● **Task details**
Read the listing and extract each line that includes the word "this".

● **Stored rows**
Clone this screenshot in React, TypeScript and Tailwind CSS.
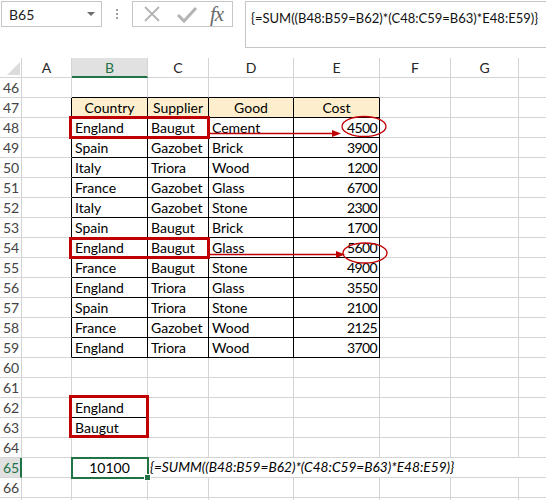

* * *

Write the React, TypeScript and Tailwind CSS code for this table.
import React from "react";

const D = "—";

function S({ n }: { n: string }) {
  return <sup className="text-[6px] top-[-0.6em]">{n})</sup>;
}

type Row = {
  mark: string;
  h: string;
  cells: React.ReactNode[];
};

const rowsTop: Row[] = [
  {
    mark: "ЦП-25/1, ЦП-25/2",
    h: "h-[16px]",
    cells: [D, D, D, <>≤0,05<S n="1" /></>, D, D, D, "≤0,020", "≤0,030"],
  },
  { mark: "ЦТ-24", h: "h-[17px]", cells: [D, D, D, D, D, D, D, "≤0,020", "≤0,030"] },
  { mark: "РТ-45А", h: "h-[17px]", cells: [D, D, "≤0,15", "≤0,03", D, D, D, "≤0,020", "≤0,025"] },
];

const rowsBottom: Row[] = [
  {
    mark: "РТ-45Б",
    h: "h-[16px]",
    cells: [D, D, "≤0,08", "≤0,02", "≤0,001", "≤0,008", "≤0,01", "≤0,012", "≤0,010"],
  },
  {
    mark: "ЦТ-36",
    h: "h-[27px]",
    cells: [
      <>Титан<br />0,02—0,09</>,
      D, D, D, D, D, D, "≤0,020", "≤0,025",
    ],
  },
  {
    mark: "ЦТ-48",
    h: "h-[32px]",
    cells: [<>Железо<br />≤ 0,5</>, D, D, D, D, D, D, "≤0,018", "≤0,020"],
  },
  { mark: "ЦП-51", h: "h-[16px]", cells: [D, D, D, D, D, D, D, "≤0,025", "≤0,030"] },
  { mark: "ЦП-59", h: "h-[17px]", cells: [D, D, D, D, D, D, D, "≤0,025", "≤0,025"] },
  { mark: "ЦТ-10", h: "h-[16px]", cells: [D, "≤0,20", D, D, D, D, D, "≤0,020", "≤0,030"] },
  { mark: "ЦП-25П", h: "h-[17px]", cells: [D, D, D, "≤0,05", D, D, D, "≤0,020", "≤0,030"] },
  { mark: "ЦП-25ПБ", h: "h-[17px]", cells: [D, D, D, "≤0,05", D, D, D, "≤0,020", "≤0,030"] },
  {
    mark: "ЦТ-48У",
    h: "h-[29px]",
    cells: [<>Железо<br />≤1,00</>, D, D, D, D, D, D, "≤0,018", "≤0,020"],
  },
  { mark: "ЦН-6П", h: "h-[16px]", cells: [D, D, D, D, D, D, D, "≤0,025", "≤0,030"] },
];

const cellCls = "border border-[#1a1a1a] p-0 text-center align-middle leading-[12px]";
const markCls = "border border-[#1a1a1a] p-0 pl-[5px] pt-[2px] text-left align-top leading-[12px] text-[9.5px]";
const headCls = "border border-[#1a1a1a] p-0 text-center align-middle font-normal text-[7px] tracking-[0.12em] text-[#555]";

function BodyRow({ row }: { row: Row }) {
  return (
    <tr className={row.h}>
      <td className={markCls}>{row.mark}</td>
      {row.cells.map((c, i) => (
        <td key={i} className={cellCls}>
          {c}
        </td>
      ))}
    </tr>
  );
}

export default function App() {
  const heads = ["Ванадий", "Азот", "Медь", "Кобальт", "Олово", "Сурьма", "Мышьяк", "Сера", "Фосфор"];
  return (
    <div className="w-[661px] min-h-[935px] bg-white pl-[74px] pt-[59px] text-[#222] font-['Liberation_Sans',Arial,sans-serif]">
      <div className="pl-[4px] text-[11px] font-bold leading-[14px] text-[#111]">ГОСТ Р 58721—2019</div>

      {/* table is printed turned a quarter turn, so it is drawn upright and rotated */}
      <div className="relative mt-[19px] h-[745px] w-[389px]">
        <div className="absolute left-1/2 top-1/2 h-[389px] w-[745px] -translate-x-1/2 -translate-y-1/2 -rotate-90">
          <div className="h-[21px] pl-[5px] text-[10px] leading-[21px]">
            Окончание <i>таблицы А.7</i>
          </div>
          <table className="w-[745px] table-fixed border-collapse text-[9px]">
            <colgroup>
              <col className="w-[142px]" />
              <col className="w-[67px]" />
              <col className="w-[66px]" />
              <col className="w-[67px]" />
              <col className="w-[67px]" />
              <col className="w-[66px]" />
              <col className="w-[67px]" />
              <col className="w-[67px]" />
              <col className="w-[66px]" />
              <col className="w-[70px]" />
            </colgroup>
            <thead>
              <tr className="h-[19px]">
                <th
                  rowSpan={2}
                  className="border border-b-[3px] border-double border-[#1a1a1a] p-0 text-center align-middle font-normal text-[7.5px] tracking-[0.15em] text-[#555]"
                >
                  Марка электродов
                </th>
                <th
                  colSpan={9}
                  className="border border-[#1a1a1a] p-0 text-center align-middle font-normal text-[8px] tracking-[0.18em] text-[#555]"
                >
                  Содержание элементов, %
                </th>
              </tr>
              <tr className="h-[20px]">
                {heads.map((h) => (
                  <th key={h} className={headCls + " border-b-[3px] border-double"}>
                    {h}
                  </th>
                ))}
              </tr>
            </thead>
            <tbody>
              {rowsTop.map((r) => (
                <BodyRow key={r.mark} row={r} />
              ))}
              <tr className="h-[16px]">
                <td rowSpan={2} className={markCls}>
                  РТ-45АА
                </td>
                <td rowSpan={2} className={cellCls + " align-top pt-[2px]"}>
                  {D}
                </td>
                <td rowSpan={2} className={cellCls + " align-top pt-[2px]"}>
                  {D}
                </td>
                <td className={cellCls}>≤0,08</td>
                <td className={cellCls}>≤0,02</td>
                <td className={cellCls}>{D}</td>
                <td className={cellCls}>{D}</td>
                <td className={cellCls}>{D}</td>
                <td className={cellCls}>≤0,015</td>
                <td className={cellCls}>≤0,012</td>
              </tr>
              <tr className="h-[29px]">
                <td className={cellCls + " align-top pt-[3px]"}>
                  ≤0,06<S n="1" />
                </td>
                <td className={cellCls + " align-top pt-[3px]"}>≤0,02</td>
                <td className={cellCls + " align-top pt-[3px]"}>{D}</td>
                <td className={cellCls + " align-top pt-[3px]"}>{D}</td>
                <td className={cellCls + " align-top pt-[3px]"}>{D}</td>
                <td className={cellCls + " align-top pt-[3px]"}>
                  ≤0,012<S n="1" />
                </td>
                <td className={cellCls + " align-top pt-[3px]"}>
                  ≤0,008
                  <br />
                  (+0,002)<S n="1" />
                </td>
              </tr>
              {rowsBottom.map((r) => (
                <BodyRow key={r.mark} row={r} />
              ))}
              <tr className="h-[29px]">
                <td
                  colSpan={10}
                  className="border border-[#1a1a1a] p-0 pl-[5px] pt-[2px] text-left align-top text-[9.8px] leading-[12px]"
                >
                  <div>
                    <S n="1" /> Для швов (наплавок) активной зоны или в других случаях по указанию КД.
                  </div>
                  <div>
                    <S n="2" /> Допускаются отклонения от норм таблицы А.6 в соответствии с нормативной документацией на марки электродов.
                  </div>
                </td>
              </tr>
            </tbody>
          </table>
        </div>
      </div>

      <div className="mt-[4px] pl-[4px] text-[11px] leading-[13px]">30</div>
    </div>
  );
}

● **Expected answer**
Clone this screenshot in React, TypeScript and Tailwind CSS.
Write the React, TypeScript and Tailwind CSS code for this table.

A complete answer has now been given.